» **Exercise**: Pictures stay out of the copy; set down each line of the listing below exactly.

[START]

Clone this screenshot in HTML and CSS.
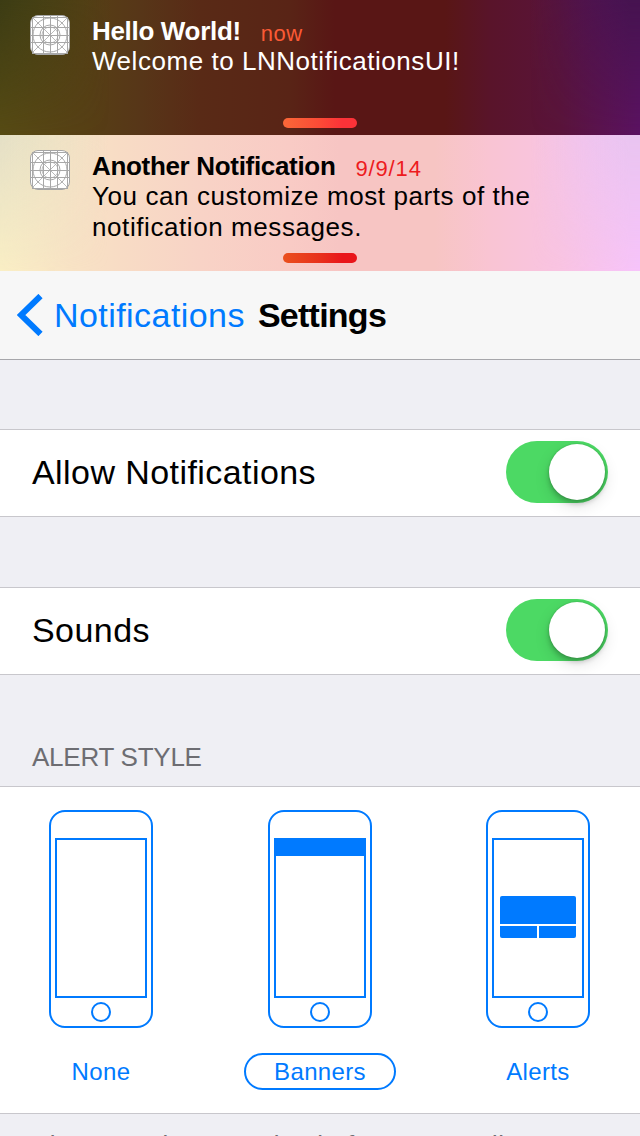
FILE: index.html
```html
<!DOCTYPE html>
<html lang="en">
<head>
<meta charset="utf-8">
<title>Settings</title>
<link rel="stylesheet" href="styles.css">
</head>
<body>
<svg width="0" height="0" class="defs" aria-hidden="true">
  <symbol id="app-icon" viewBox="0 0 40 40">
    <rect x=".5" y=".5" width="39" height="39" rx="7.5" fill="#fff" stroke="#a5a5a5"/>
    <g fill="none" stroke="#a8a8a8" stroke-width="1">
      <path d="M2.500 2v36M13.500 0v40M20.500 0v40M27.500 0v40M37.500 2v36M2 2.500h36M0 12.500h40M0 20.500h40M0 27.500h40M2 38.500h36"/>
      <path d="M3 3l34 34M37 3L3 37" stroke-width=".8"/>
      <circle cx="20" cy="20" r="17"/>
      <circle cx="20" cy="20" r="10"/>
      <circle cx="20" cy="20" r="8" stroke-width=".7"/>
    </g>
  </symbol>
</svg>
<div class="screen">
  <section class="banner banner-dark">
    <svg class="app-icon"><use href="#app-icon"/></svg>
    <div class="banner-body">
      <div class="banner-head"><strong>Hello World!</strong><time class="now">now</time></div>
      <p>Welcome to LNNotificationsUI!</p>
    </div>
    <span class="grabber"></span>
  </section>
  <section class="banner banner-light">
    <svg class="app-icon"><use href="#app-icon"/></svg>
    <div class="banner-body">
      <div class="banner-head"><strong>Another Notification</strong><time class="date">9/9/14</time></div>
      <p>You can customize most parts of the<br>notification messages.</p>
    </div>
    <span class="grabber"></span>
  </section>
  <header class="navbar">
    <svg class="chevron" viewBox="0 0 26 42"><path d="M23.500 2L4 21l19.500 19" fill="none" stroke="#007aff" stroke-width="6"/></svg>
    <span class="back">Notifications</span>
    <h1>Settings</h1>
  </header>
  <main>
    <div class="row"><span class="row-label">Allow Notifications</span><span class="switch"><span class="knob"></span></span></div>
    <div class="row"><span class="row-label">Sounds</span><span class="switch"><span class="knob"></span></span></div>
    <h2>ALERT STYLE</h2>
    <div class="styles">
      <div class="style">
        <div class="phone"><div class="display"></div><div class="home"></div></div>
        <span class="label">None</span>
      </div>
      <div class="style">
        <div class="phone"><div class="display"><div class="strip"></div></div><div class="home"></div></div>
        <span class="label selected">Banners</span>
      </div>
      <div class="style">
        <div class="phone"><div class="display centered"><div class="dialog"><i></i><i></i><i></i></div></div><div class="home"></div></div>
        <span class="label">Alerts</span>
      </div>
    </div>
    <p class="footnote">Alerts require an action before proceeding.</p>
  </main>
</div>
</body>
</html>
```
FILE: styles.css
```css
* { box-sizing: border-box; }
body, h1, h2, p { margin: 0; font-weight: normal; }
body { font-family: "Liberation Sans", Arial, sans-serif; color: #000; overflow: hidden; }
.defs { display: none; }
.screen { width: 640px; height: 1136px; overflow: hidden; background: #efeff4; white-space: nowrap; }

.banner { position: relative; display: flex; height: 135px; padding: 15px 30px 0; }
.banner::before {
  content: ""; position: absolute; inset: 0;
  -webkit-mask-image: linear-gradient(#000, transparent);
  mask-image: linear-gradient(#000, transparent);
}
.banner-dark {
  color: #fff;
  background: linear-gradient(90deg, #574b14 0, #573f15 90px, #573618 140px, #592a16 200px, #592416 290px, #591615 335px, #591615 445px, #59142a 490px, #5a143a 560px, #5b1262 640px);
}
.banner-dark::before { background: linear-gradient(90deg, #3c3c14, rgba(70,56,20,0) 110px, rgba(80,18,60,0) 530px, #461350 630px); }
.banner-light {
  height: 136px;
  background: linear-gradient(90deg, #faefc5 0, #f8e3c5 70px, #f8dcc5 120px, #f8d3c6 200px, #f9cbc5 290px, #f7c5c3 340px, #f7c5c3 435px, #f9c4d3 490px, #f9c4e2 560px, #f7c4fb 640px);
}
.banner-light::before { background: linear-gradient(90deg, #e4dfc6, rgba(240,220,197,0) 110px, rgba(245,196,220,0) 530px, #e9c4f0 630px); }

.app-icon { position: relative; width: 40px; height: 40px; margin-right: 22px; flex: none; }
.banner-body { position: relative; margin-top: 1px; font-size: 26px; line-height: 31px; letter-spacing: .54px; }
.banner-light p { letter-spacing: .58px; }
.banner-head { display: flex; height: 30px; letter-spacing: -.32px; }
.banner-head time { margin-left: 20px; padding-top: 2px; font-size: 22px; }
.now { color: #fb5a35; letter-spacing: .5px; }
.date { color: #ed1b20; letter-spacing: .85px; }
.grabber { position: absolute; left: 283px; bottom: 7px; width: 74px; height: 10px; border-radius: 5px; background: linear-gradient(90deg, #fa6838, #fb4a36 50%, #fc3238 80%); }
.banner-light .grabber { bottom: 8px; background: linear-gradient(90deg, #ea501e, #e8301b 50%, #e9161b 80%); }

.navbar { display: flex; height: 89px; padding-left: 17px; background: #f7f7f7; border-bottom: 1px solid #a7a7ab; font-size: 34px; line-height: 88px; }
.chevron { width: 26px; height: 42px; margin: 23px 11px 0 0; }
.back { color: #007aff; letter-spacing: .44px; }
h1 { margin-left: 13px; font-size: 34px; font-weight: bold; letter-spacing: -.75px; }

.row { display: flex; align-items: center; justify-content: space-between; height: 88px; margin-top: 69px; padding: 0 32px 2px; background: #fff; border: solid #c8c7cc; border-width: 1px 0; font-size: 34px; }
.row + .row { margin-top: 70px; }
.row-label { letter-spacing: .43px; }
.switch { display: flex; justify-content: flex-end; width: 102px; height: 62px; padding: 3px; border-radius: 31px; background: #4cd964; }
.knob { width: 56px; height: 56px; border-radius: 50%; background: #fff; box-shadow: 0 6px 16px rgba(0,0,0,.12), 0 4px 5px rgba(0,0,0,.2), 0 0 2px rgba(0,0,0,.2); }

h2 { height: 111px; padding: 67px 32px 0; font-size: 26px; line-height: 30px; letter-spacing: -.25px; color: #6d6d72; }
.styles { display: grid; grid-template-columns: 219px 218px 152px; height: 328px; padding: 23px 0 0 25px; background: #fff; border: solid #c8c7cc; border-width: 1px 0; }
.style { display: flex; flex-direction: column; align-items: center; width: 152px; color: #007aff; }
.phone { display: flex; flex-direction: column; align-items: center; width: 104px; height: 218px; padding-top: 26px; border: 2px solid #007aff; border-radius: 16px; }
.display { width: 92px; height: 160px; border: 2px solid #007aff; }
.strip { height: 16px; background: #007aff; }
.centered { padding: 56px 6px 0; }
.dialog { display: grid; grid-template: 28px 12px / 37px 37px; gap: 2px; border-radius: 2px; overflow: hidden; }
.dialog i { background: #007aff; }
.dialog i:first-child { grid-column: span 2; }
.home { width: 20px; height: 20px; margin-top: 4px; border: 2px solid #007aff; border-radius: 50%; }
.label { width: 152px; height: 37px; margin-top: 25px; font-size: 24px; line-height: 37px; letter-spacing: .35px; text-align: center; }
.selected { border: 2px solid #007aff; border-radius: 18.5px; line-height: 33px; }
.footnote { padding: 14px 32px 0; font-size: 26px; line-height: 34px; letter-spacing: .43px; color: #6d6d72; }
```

[END]

» **Response to this exercise**:
Clone this screenshot in HTML and CSS.
FILE: index.html
```html
<!DOCTYPE html>
<html lang="en">
<head>
<meta charset="utf-8">
<title>Settings</title>
<link rel="stylesheet" href="styles.css">
</head>
<body>
<svg width="0" height="0" class="defs" aria-hidden="true">
  <symbol id="app-icon" viewBox="0 0 40 40">
    <rect x=".5" y=".5" width="39" height="39" rx="7.5" fill="#fff" stroke="#a5a5a5"/>
    <g fill="none" stroke="#a8a8a8" stroke-width="1">
      <path d="M2.500 2v36M13.500 0v40M20.500 0v40M27.500 0v40M37.500 2v36M2 2.500h36M0 12.500h40M0 20.500h40M0 27.500h40M2 38.500h36"/>
      <path d="M3 3l34 34M37 3L3 37" stroke-width=".8"/>
      <circle cx="20" cy="20" r="17"/>
      <circle cx="20" cy="20" r="10"/>
      <circle cx="20" cy="20" r="8" stroke-width=".7"/>
    </g>
  </symbol>
</svg>
<div class="screen">
  <section class="banner banner-dark">
    <svg class="app-icon"><use href="#app-icon"/></svg>
    <div class="banner-body">
      <div class="banner-head"><strong>Hello World!</strong><time class="now">now</time></div>
      <p>Welcome to LNNotificationsUI!</p>
    </div>
    <span class="grabber"></span>
  </section>
  <section class="banner banner-light">
    <svg class="app-icon"><use href="#app-icon"/></svg>
    <div class="banner-body">
      <div class="banner-head"><strong>Another Notification</strong><time class="date">9/9/14</time></div>
      <p>You can customize most parts of the<br>notification messages.</p>
    </div>
    <span class="grabber"></span>
  </section>
  <header class="navbar">
    <svg class="chevron" viewBox="0 0 26 42"><path d="M23.500 2L4 21l19.500 19" fill="none" stroke="#007aff" stroke-width="6"/></svg>
    <span class="back">Notifications</span>
    <h1>Settings</h1>
  </header>
  <main>
    <div class="row"><span class="row-label">Allow Notifications</span><span class="switch"><span class="knob"></span></span></div>
    <div class="row"><span class="row-label">Sounds</span><span class="switch"><span class="knob"></span></span></div>
    <h2>ALERT STYLE</h2>
    <div class="styles">
      <div class="style">
        <div class="phone"><div class="display"></div><div class="home"></div></div>
        <span class="label">None</span>
      </div>
      <div class="style">
        <div class="phone"><div class="display"><div class="strip"></div></div><div class="home"></div></div>
        <span class="label selected">Banners</span>
      </div>
      <div class="style">
        <div class="phone"><div class="display centered"><div class="dialog"><i></i><i></i><i></i></div></div><div class="home"></div></div>
        <span class="label">Alerts</span>
      </div>
    </div>
    <p class="footnote">Alerts require an action before proceeding.</p>
  </main>
</div>
</body>
</html>
```
FILE: styles.css
```css
* { box-sizing: border-box; }
body, h1, h2, p { margin: 0; font-weight: normal; }
body { font-family: "Liberation Sans", Arial, sans-serif; color: #000; overflow: hidden; }
.defs { display: none; }
.screen { width: 640px; height: 1136px; overflow: hidden; background: #efeff4; white-space: nowrap; }

.banner { position: relative; display: flex; height: 135px; padding: 15px 30px 0; }
.banner::before {
  content: ""; position: absolute; inset: 0;
  -webkit-mask-image: linear-gradient(#000, transparent);
  mask-image: linear-gradient(#000, transparent);
}
.banner-dark {
  color: #fff;
  background: linear-gradient(90deg, #574b14 0, #573f15 90px, #573618 140px, #592a16 200px, #592416 290px, #591615 335px, #591615 445px, #59142a 490px, #5a143a 560px, #5b1262 640px);
}
.banner-dark::before { background: linear-gradient(90deg, #3c3c14, rgba(70,56,20,0) 110px, rgba(80,18,60,0) 530px, #461350 630px); }
.banner-light {
  height: 136px;
  background: linear-gradient(90deg, #faefc5 0, #f8e3c5 70px, #f8dcc5 120px, #f8d3c6 200px, #f9cbc5 290px, #f7c5c3 340px, #f7c5c3 435px, #f9c4d3 490px, #f9c4e2 560px, #f7c4fb 640px);
}
.banner-light::before { background: linear-gradient(90deg, #e4dfc6, rgba(240,220,197,0) 110px, rgba(245,196,220,0) 530px, #e9c4f0 630px); }

.app-icon { position: relative; width: 40px; height: 40px; margin-right: 22px; flex: none; }
.banner-body { position: relative; margin-top: 1px; font-size: 26px; line-height: 31px; letter-spacing: .54px; }
.banner-light p { letter-spacing: .58px; }
.banner-head { display: flex; height: 30px; letter-spacing: -.32px; }
.banner-head time { margin-left: 20px; padding-top: 2px; font-size: 22px; }
.now { color: #fb5a35; letter-spacing: .5px; }
.date { color: #ed1b20; letter-spacing: .85px; }
.grabber { position: absolute; left: 283px; bottom: 7px; width: 74px; height: 10px; border-radius: 5px; background: linear-gradient(90deg, #fa6838, #fb4a36 50%, #fc3238 80%); }
.banner-light .grabber { bottom: 8px; background: linear-gradient(90deg, #ea501e, #e8301b 50%, #e9161b 80%); }

.navbar { display: flex; height: 89px; padding-left: 17px; background: #f7f7f7; border-bottom: 1px solid #a7a7ab; font-size: 34px; line-height: 88px; }
.chevron { width: 26px; height: 42px; margin: 23px 11px 0 0; }
.back { color: #007aff; letter-spacing: .44px; }
h1 { margin-left: 13px; font-size: 34px; font-weight: bold; letter-spacing: -.75px; }

.row { display: flex; align-items: center; justify-content: space-between; height: 88px; margin-top: 69px; padding: 0 32px 2px; background: #fff; border: solid #c8c7cc; border-width: 1px 0; font-size: 34px; }
.row + .row { margin-top: 70px; }
.row-label { letter-spacing: .43px; }
.switch { display: flex; justify-content: flex-end; width: 102px; height: 62px; padding: 3px; border-radius: 31px; background: #4cd964; }
.knob { width: 56px; height: 56px; border-radius: 50%; background: #fff; box-shadow: 0 6px 16px rgba(0,0,0,.12), 0 4px 5px rgba(0,0,0,.2), 0 0 2px rgba(0,0,0,.2); }

h2 { height: 111px; padding: 67px 32px 0; font-size: 26px; line-height: 30px; letter-spacing: -.25px; color: #6d6d72; }
.styles { display: grid; grid-template-columns: 219px 218px 152px; height: 328px; padding: 23px 0 0 25px; background: #fff; border: solid #c8c7cc; border-width: 1px 0; }
.style { display: flex; flex-direction: column; align-items: center; width: 152px; color: #007aff; }
.phone { display: flex; flex-direction: column; align-items: center; width: 104px; height: 218px; padding-top: 26px; border: 2px solid #007aff; border-radius: 16px; }
.display { width: 92px; height: 160px; border: 2px solid #007aff; }
.strip { height: 16px; background: #007aff; }
.centered { padding: 56px 6px 0; }
.dialog { display: grid; grid-template: 28px 12px / 37px 37px; gap: 2px; border-radius: 2px; overflow: hidden; }
.dialog i { background: #007aff; }
.dialog i:first-child { grid-column: span 2; }
.home { width: 20px; height: 20px; margin-top: 4px; border: 2px solid #007aff; border-radius: 50%; }
.label { width: 152px; height: 37px; margin-top: 25px; font-size: 24px; line-height: 37px; letter-spacing: .35px; text-align: center; }
.selected { border: 2px solid #007aff; border-radius: 18.5px; line-height: 33px; }
.footnote { padding: 14px 32px 0; font-size: 26px; line-height: 34px; letter-spacing: .43px; color: #6d6d72; }
```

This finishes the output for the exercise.